Exercise description: Copy exactly the lines from the one containing "Emit a component" to the one containing "string; disabled?: boolean;", both lines included, and nothing else.
-- Dataset content start --
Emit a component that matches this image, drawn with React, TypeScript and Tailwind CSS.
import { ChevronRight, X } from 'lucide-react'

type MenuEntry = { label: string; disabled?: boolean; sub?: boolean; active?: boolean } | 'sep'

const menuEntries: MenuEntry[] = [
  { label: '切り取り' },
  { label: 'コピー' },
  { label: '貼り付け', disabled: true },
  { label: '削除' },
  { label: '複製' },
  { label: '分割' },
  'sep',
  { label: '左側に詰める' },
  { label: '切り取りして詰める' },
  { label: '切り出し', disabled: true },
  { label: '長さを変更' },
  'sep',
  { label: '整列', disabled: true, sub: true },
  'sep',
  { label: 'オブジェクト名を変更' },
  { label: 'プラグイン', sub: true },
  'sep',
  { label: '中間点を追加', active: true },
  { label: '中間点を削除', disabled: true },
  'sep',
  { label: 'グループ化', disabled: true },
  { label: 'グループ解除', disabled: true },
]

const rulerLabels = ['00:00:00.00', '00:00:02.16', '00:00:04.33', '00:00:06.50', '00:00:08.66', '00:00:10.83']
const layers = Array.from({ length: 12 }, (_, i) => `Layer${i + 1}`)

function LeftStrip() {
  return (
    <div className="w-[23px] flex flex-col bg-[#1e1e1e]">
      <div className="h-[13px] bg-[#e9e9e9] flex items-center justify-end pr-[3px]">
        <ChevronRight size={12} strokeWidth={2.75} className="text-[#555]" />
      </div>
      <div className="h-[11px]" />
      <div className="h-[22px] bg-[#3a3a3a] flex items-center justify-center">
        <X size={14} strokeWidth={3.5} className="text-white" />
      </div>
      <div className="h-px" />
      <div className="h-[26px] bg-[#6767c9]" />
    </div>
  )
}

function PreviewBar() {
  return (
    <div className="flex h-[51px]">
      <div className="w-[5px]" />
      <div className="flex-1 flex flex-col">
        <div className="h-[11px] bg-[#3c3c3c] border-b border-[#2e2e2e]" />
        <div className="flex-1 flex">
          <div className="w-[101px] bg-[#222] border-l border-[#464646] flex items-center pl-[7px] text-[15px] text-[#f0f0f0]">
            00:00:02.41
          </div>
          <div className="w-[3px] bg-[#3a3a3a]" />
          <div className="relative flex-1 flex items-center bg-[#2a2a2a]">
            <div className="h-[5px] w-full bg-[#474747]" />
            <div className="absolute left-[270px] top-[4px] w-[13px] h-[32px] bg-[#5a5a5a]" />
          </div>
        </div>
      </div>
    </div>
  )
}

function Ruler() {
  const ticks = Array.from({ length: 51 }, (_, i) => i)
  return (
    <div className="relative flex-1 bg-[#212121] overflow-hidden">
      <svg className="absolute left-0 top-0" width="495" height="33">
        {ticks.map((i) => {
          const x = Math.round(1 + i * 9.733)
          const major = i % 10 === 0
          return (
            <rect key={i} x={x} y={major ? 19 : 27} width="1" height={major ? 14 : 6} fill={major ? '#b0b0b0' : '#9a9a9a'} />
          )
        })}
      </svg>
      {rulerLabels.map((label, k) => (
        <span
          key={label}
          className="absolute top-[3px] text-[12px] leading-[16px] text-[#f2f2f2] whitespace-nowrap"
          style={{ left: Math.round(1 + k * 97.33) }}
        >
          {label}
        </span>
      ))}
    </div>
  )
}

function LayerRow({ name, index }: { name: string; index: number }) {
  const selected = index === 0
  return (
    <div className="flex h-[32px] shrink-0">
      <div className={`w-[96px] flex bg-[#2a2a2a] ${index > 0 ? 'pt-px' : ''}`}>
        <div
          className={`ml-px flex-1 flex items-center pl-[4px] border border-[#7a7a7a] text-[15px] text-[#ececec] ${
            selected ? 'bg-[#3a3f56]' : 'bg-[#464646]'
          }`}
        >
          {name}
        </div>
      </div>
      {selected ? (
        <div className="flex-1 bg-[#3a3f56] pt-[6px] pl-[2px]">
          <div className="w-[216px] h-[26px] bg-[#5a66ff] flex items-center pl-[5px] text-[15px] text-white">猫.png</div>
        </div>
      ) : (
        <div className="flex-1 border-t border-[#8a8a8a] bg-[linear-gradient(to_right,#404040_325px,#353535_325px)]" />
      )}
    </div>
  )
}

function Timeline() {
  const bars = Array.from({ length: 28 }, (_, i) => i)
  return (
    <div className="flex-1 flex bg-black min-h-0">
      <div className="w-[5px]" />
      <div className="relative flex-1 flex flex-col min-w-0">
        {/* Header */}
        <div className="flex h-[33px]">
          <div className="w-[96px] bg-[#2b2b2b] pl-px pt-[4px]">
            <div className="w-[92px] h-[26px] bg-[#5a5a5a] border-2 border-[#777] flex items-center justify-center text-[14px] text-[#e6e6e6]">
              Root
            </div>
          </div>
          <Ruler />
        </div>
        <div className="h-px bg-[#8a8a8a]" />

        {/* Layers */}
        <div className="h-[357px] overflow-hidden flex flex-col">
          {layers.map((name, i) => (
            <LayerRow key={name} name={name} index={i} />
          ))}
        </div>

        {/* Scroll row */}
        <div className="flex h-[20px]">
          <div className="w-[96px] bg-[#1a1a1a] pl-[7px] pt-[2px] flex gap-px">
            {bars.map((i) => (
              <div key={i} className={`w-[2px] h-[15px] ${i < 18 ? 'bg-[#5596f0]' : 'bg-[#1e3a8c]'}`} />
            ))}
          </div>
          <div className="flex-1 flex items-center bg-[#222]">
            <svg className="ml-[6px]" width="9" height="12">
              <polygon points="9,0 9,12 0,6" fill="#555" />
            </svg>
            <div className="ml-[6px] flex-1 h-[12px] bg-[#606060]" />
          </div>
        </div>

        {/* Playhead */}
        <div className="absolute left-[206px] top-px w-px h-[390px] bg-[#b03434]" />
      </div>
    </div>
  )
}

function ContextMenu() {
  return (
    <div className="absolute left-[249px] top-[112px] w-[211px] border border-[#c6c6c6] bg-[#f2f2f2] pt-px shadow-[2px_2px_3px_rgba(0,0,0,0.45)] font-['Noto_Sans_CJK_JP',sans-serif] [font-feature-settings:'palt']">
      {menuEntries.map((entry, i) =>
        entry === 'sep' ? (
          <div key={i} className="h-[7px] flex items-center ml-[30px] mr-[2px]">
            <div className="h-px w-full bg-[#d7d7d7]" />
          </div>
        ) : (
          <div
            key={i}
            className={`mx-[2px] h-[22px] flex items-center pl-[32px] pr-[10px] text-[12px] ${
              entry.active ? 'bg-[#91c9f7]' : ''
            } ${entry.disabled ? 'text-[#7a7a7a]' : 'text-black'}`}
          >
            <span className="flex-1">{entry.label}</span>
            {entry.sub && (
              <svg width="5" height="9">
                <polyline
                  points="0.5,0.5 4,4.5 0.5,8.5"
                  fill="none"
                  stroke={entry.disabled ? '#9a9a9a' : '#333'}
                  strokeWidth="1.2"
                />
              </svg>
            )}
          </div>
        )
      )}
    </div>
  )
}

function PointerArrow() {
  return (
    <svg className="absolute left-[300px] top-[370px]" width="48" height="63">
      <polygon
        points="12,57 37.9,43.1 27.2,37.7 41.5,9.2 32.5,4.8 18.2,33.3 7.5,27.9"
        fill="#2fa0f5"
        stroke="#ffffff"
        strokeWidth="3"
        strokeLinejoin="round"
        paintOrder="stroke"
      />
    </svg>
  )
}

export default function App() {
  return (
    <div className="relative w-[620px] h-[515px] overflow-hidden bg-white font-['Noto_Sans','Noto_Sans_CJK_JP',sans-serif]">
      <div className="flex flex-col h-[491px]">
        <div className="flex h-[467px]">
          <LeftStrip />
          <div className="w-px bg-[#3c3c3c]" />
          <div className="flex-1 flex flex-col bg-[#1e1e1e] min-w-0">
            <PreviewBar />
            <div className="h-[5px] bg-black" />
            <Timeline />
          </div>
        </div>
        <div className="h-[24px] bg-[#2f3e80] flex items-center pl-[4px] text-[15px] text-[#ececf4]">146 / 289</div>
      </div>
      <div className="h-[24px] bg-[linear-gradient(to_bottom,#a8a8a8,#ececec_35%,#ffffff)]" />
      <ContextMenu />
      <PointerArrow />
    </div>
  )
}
-- Dataset content end --
-- Dataset content start --
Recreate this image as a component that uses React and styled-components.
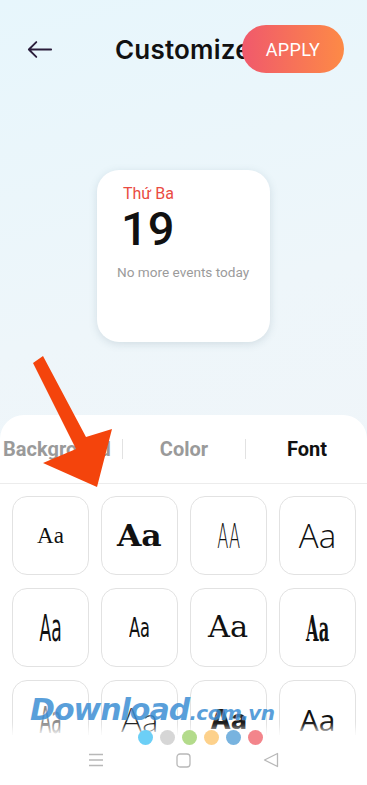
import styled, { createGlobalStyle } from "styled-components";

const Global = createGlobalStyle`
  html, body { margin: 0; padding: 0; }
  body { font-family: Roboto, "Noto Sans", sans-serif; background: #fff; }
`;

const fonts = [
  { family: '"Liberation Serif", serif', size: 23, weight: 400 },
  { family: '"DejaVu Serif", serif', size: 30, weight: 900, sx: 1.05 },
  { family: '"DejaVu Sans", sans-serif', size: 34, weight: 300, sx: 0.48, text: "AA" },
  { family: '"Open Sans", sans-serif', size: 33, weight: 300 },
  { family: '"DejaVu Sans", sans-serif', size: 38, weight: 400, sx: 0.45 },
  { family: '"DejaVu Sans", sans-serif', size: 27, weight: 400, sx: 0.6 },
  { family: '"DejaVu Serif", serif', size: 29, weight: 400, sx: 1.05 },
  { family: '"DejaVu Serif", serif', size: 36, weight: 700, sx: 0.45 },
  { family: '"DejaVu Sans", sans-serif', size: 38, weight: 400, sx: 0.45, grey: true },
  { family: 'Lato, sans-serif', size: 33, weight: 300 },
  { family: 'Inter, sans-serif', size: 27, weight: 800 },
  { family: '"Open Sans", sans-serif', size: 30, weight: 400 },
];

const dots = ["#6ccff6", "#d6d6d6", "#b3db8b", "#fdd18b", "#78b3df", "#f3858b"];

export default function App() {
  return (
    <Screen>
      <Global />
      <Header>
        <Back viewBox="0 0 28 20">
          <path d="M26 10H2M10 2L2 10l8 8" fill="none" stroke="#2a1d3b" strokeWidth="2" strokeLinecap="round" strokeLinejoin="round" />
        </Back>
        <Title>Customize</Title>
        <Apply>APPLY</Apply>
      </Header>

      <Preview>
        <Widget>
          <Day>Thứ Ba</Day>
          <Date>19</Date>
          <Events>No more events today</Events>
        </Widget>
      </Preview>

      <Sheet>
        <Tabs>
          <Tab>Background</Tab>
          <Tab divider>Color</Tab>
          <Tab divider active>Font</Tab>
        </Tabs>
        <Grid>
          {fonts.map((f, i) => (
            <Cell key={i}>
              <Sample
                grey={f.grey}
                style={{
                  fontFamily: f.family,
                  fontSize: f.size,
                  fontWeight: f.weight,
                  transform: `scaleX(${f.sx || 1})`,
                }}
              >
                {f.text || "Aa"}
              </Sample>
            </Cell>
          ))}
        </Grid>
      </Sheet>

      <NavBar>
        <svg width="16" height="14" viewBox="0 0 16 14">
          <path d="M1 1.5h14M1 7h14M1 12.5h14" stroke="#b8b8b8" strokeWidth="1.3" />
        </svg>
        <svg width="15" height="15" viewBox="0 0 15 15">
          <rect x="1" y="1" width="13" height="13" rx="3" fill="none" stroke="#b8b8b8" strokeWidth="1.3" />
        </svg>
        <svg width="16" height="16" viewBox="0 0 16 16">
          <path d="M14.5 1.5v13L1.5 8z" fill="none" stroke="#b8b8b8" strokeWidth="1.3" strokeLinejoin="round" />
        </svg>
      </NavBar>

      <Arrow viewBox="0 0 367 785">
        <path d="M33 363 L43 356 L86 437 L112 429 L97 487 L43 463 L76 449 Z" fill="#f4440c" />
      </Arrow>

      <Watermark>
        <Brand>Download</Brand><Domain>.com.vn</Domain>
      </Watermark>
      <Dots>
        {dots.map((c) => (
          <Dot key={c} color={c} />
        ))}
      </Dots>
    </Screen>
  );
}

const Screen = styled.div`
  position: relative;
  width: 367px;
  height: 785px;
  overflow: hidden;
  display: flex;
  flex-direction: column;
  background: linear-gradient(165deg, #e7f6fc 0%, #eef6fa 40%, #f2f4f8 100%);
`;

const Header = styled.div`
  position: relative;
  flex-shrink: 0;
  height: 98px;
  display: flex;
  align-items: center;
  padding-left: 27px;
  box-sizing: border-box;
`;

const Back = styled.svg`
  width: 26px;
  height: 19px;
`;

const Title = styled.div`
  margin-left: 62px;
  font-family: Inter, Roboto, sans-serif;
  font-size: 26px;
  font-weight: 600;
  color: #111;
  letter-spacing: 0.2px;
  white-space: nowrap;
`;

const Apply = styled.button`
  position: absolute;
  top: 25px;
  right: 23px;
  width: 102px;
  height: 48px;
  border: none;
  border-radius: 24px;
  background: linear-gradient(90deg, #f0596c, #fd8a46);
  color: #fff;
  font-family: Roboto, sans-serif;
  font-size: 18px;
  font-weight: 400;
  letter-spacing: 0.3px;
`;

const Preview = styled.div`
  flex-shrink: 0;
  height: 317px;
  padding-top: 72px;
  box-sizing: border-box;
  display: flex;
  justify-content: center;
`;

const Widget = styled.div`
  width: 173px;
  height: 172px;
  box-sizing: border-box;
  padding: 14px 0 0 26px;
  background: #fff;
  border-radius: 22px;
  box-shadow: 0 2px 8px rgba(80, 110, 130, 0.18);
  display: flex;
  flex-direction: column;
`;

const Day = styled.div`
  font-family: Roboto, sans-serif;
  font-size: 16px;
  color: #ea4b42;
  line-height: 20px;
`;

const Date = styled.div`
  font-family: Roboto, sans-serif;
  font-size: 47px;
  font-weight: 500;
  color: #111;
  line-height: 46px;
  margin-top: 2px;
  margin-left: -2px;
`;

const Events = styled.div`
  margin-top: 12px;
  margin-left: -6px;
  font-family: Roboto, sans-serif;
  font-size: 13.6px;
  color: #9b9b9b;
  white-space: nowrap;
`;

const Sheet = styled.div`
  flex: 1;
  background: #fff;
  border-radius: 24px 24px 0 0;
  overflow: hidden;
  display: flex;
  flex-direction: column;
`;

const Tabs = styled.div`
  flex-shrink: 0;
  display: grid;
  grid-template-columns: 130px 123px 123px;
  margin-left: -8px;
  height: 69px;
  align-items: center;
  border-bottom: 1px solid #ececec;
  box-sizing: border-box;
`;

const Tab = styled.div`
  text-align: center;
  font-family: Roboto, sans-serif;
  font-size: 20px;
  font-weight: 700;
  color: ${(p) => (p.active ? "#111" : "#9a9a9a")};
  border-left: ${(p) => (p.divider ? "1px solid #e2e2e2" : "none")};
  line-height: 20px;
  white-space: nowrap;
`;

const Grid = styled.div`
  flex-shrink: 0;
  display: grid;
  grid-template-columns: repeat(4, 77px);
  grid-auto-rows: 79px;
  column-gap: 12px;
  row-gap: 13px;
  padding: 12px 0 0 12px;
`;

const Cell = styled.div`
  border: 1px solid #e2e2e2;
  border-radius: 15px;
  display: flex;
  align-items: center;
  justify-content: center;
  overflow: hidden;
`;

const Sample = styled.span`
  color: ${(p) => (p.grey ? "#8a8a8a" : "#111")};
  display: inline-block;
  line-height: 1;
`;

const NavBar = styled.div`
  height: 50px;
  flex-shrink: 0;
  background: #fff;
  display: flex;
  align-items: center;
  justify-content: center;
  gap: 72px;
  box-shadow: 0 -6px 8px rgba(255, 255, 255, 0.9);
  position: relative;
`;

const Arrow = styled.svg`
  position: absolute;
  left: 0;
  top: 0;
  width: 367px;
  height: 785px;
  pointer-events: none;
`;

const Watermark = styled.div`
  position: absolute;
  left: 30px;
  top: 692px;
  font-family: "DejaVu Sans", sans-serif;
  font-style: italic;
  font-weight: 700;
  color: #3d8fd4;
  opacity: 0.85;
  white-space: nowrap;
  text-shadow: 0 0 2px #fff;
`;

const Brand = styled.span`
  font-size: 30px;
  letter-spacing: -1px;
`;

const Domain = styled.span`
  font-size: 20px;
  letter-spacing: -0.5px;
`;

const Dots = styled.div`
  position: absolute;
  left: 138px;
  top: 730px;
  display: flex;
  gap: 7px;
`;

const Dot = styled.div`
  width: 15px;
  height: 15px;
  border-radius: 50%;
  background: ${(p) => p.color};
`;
-- Dataset content end --
Reply to the task:
Emit a component that matches this image, drawn with React, TypeScript and Tailwind CSS.
import { ChevronRight, X } from 'lucide-react'

type MenuEntry = { label: string; disabled?: boolean; sub?: boolean; active?: boolean } | 'sep'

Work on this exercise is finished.